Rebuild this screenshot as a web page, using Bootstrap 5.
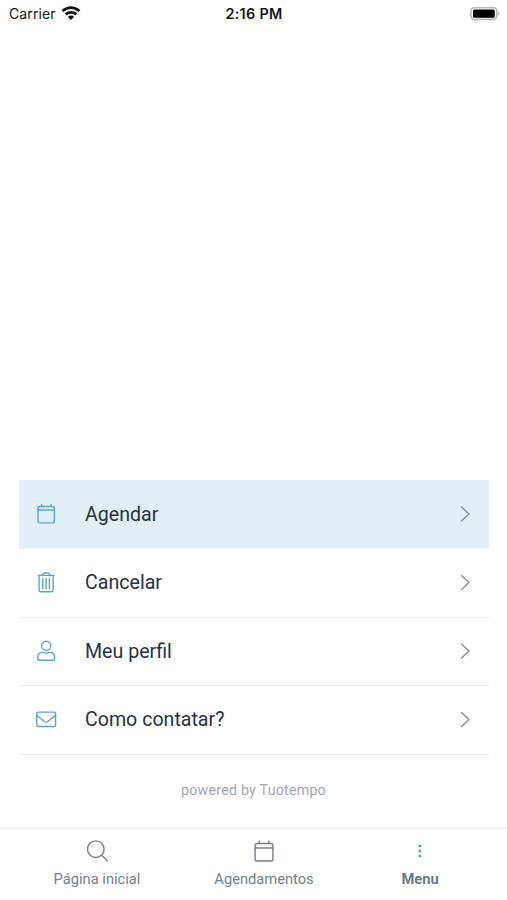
<!DOCTYPE html>
<html lang="pt-BR">
<head>
<meta charset="utf-8">
<meta name="viewport" content="width=device-width, initial-scale=1">
<title>Menu</title>
<link href="https://cdn.jsdelivr.net/npm/bootstrap@5.3.0/dist/css/bootstrap.min.css" rel="stylesheet">
<style>
body { font-family: Roboto, sans-serif; color: #253343; background: #fff; }
svg { display: block; flex: none; fill: none; stroke: currentColor; stroke-width: 1.4; stroke-linecap: round; stroke-linejoin: round; }
.status { height: 28px; padding: 0 7px 0 9px; font: 14px/28px Inter, sans-serif; letter-spacing: .12px; color: #161616; display: grid; grid-template-columns: 1fr auto 1fr; }
.clock { font-weight: 600; font-size: 14.4px; letter-spacing: .3px; margin-left: -1px; }
.wifi { stroke-width: 2.7; stroke-linecap: butt; color: #111; }
.options { margin: 0 18px 0 19px; }
.options .list-group-item { height: 68.5px; padding: 0 16px; gap: 28px; border-color: #ececef; color: #253343; font-size: 19.6px; line-height: 24px; }
.options .list-group-item span { padding-top: 1px; }
.options .list-group-item:first-child { height: 69px; background: #e3eff7; border-color: #e9f1f5; }
.options .list-group-item:last-child { border-bottom: 1px solid #ececef; }
.symbol { color: #5ba4d9; }
.chevron { color: #87919b; margin-right: -2px; }
.powered { color: #a3a8ad; font-size: 14.2px; line-height: 20px; letter-spacing: .25px; margin: 25px 0 29.5px; }
.tabs { height: 71px; grid-template-columns: 194px 140px 172px; box-shadow: 0 -1px 2px rgba(0,0,0,.11); color: #75818d; font-size: 14.7px; line-height: 20px; }
.tabs a { color: inherit; padding-top: 11px; gap: 5px; }
.tabs a.active { font-weight: 700; color: #6b7886; }
</style>
</head>
<body>
<div class="vh-100 d-flex flex-column overflow-hidden">
  <header class="status align-items-center">
    <div class="d-flex align-items-center"><span>Carrier</span>
      <svg class="wifi ms-1" width="22" height="16" viewBox="0 0 22 16"><path d="M2.5 5Q11-1.8 19.5 5M5.6 8.4Q11 4.2 16.4 8.4"/><path d="M7.8 10.7Q11 8.2 14.2 10.7L11 13.9Z" fill="currentColor" stroke="none"/></svg>
    </div>
    <span class="clock">2:16 PM</span>
    <svg class="ms-auto" width="30" height="14" viewBox="0 0 30 14" stroke="none"><rect x="1" y=".6" width="25.8" height="11.8" rx="3.6" stroke="#b9b9b9" stroke-width="1.6"/><rect x="3" y="2.4" width="21.8" height="8.4" rx="1.5" fill="#000" stroke="none"/><path d="M28.1 4.6Q31 6.6 28.1 8.6Z" fill="#b5b5b5" stroke="none"/></svg>
  </header>
  <main class="mt-auto">
    <nav class="options list-group list-group-flush">
      <a href="#" class="list-group-item d-flex align-items-center">
        <svg class="symbol" width="22" height="22" viewBox="0 0 22 22"><rect x="3" y="3.5" width="16.4" height="16.4" rx="1.8"/><path d="M3 7H19.4M6.5 1.5V3.5M16 1.5V3.5"/></svg>
        <span class="flex-fill">Agendar</span>
        <svg class="chevron" width="18" height="18" viewBox="0 0 18 18"><path d="M4.5 2L12 9L4.5 16"/></svg>
      </a>
      <a href="#" class="list-group-item d-flex align-items-center">
        <svg class="symbol" width="22" height="22" viewBox="0 0 22 22"><path d="M3.3 3.4H19.1M4.1 3.4V17.8Q4.1 19.8 6.1 19.8H16.2Q18.2 19.8 18.2 17.8V3.4M7.3 3.2L8.6 1H13.8L15.1 3.2M7.8 6.4V16.7M11.1 6.4V16.7M14.4 6.4V16.7"/></svg>
        <span class="flex-fill">Cancelar</span>
        <svg class="chevron" width="18" height="18" viewBox="0 0 18 18"><path d="M4.5 1.5L12 8.5L4.5 15.5"/></svg>
      </a>
      <a href="#" class="list-group-item d-flex align-items-center">
        <svg class="symbol" width="22" height="22" viewBox="0 0 22 22"><circle cx="11.2" cy="5.8" r="4.6"/><path d="M7.4 12.4C8.9 12.4 9.2 13.1 11.2 13.1S13.5 12.4 15 12.4C17.9 12.4 19.6 14.5 19.6 17.1V18.4Q19.6 20.2 17.8 20.2H4.6Q2.8 20.2 2.8 18.4V17.1C2.8 14.5 4.5 12.4 7.4 12.4Z"/></svg>
        <span class="flex-fill">Meu perfil</span>
        <svg class="chevron" width="18" height="18" viewBox="0 0 18 18"><path d="M4.5 2L12 9L4.5 16"/></svg>
      </a>
      <a href="#" class="list-group-item d-flex align-items-center">
        <svg class="symbol" width="22" height="22" viewBox="0 0 22 22"><rect x="1.8" y="3.1" width="18.8" height="14.4" rx="1.6"/><path d="M1.9 6.5L10.2 13Q11.2 13.7 12.2 13L20.5 6.5"/></svg>
        <span class="flex-fill">Como contatar?</span>
        <svg class="chevron" width="18" height="18" viewBox="0 0 18 18"><path d="M4.5 1.5L12 8.5L4.5 15.5"/></svg>
      </a>
    </nav>
    <p class="powered text-center">powered by Tuotempo</p>
  </main>
  <nav class="tabs d-grid flex-shrink-0">
    <a href="#" class="d-flex flex-column align-items-center text-decoration-none">
      <svg width="24" height="24" viewBox="0 0 24 24"><circle cx="10.8" cy="9.2" r="8.3"/><path d="M16.7 15.2L22.3 20.7"/></svg>
      <span>Página inicial</span>
    </a>
    <a href="#" class="d-flex flex-column align-items-center text-decoration-none">
      <svg width="24" height="24" viewBox="0 0 24 24"><rect x="3.1" y="3.5" width="17.8" height="17.5" rx="1.8"/><path d="M3.1 8H20.9M7.3 1.3V3.5M16.8 1.3V3.5"/></svg>
      <span>Agendamentos</span>
    </a>
    <a href="#" class="active d-flex flex-column align-items-center text-decoration-none">
      <svg class="symbol" width="24" height="24" viewBox="0 0 24 24"><path d="M10.6 4.7h2.5v2.5h-2.5zM10.6 9.8h2.5v2.5h-2.5zM10.6 14.8h2.5v2.5h-2.5z" fill="#4c9fcb" stroke="none"/></svg>
      <span>Menu</span>
    </a>
  </nav>
</div>
<script src="https://cdn.jsdelivr.net/npm/bootstrap@5.3.0/dist/js/bootstrap.bundle.min.js"></script>
</body>
</html>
:::::
● **OBJECTIVE**
Except for the pictures, print the data above exactly.

● **OUTPUT OF THE TASK**
Rebuild this screenshot as a web page, using Bootstrap 5.
<!DOCTYPE html>
<html lang="pt-BR">
<head>
<meta charset="utf-8">
<meta name="viewport" content="width=device-width, initial-scale=1">
<title>Menu</title>
<link href="https://cdn.jsdelivr.net/npm/bootstrap@5.3.0/dist/css/bootstrap.min.css" rel="stylesheet">
<style>
body { font-family: Roboto, sans-serif; color: #253343; background: #fff; }
svg { display: block; flex: none; fill: none; stroke: currentColor; stroke-width: 1.4; stroke-linecap: round; stroke-linejoin: round; }
.status { height: 28px; padding: 0 7px 0 9px; font: 14px/28px Inter, sans-serif; letter-spacing: .12px; color: #161616; display: grid; grid-template-columns: 1fr auto 1fr; }
.clock { font-weight: 600; font-size: 14.4px; letter-spacing: .3px; margin-left: -1px; }
.wifi { stroke-width: 2.7; stroke-linecap: butt; color: #111; }
.options { margin: 0 18px 0 19px; }
.options .list-group-item { height: 68.5px; padding: 0 16px; gap: 28px; border-color: #ececef; color: #253343; font-size: 19.6px; line-height: 24px; }
.options .list-group-item span { padding-top: 1px; }
.options .list-group-item:first-child { height: 69px; background: #e3eff7; border-color: #e9f1f5; }
.options .list-group-item:last-child { border-bottom: 1px solid #ececef; }
.symbol { color: #5ba4d9; }
.chevron { color: #87919b; margin-right: -2px; }
.powered { color: #a3a8ad; font-size: 14.2px; line-height: 20px; letter-spacing: .25px; margin: 25px 0 29.5px; }
.tabs { height: 71px; grid-template-columns: 194px 140px 172px; box-shadow: 0 -1px 2px rgba(0,0,0,.11); color: #75818d; font-size: 14.7px; line-height: 20px; }
.tabs a { color: inherit; padding-top: 11px; gap: 5px; }
.tabs a.active { font-weight: 700; color: #6b7886; }
</style>
</head>
<body>
<div class="vh-100 d-flex flex-column overflow-hidden">
  <header class="status align-items-center">
    <div class="d-flex align-items-center"><span>Carrier</span>
      <svg class="wifi ms-1" width="22" height="16" viewBox="0 0 22 16"><path d="M2.5 5Q11-1.8 19.5 5M5.6 8.4Q11 4.2 16.4 8.4"/><path d="M7.8 10.7Q11 8.2 14.2 10.7L11 13.9Z" fill="currentColor" stroke="none"/></svg>
    </div>
    <span class="clock">2:16 PM</span>
    <svg class="ms-auto" width="30" height="14" viewBox="0 0 30 14" stroke="none"><rect x="1" y=".6" width="25.8" height="11.8" rx="3.6" stroke="#b9b9b9" stroke-width="1.6"/><rect x="3" y="2.4" width="21.8" height="8.4" rx="1.5" fill="#000" stroke="none"/><path d="M28.1 4.6Q31 6.6 28.1 8.6Z" fill="#b5b5b5" stroke="none"/></svg>
  </header>
  <main class="mt-auto">
    <nav class="options list-group list-group-flush">
      <a href="#" class="list-group-item d-flex align-items-center">
        <svg class="symbol" width="22" height="22" viewBox="0 0 22 22"><rect x="3" y="3.5" width="16.4" height="16.4" rx="1.8"/><path d="M3 7H19.4M6.5 1.5V3.5M16 1.5V3.5"/></svg>
        <span class="flex-fill">Agendar</span>
        <svg class="chevron" width="18" height="18" viewBox="0 0 18 18"><path d="M4.5 2L12 9L4.5 16"/></svg>
      </a>
      <a href="#" class="list-group-item d-flex align-items-center">
        <svg class="symbol" width="22" height="22" viewBox="0 0 22 22"><path d="M3.3 3.4H19.1M4.1 3.4V17.8Q4.1 19.8 6.1 19.8H16.2Q18.2 19.8 18.2 17.8V3.4M7.3 3.2L8.6 1H13.8L15.1 3.2M7.8 6.4V16.7M11.1 6.4V16.7M14.4 6.4V16.7"/></svg>
        <span class="flex-fill">Cancelar</span>
        <svg class="chevron" width="18" height="18" viewBox="0 0 18 18"><path d="M4.5 1.5L12 8.5L4.5 15.5"/></svg>
      </a>
      <a href="#" class="list-group-item d-flex align-items-center">
        <svg class="symbol" width="22" height="22" viewBox="0 0 22 22"><circle cx="11.2" cy="5.8" r="4.6"/><path d="M7.4 12.4C8.9 12.4 9.2 13.1 11.2 13.1S13.5 12.4 15 12.4C17.9 12.4 19.6 14.5 19.6 17.1V18.4Q19.6 20.2 17.8 20.2H4.6Q2.8 20.2 2.8 18.4V17.1C2.8 14.5 4.5 12.4 7.4 12.4Z"/></svg>
        <span class="flex-fill">Meu perfil</span>
        <svg class="chevron" width="18" height="18" viewBox="0 0 18 18"><path d="M4.5 2L12 9L4.5 16"/></svg>
      </a>
      <a href="#" class="list-group-item d-flex align-items-center">
        <svg class="symbol" width="22" height="22" viewBox="0 0 22 22"><rect x="1.8" y="3.1" width="18.8" height="14.4" rx="1.6"/><path d="M1.9 6.5L10.2 13Q11.2 13.7 12.2 13L20.5 6.5"/></svg>
        <span class="flex-fill">Como contatar?</span>
        <svg class="chevron" width="18" height="18" viewBox="0 0 18 18"><path d="M4.5 1.5L12 8.5L4.5 15.5"/></svg>
      </a>
    </nav>
    <p class="powered text-center">powered by Tuotempo</p>
  </main>
  <nav class="tabs d-grid flex-shrink-0">
    <a href="#" class="d-flex flex-column align-items-center text-decoration-none">
      <svg width="24" height="24" viewBox="0 0 24 24"><circle cx="10.8" cy="9.2" r="8.3"/><path d="M16.7 15.2L22.3 20.7"/></svg>
      <span>Página inicial</span>
    </a>
    <a href="#" class="d-flex flex-column align-items-center text-decoration-none">
      <svg width="24" height="24" viewBox="0 0 24 24"><rect x="3.1" y="3.5" width="17.8" height="17.5" rx="1.8"/><path d="M3.1 8H20.9M7.3 1.3V3.5M16.8 1.3V3.5"/></svg>
      <span>Agendamentos</span>
    </a>
    <a href="#" class="active d-flex flex-column align-items-center text-decoration-none">
      <svg class="symbol" width="24" height="24" viewBox="0 0 24 24"><path d="M10.6 4.7h2.5v2.5h-2.5zM10.6 9.8h2.5v2.5h-2.5zM10.6 14.8h2.5v2.5h-2.5z" fill="#4c9fcb" stroke="none"/></svg>
      <span>Menu</span>
    </a>
  </nav>
</div>
<script src="https://cdn.jsdelivr.net/npm/bootstrap@5.3.0/dist/js/bootstrap.bundle.min.js"></script>
</body>
</html>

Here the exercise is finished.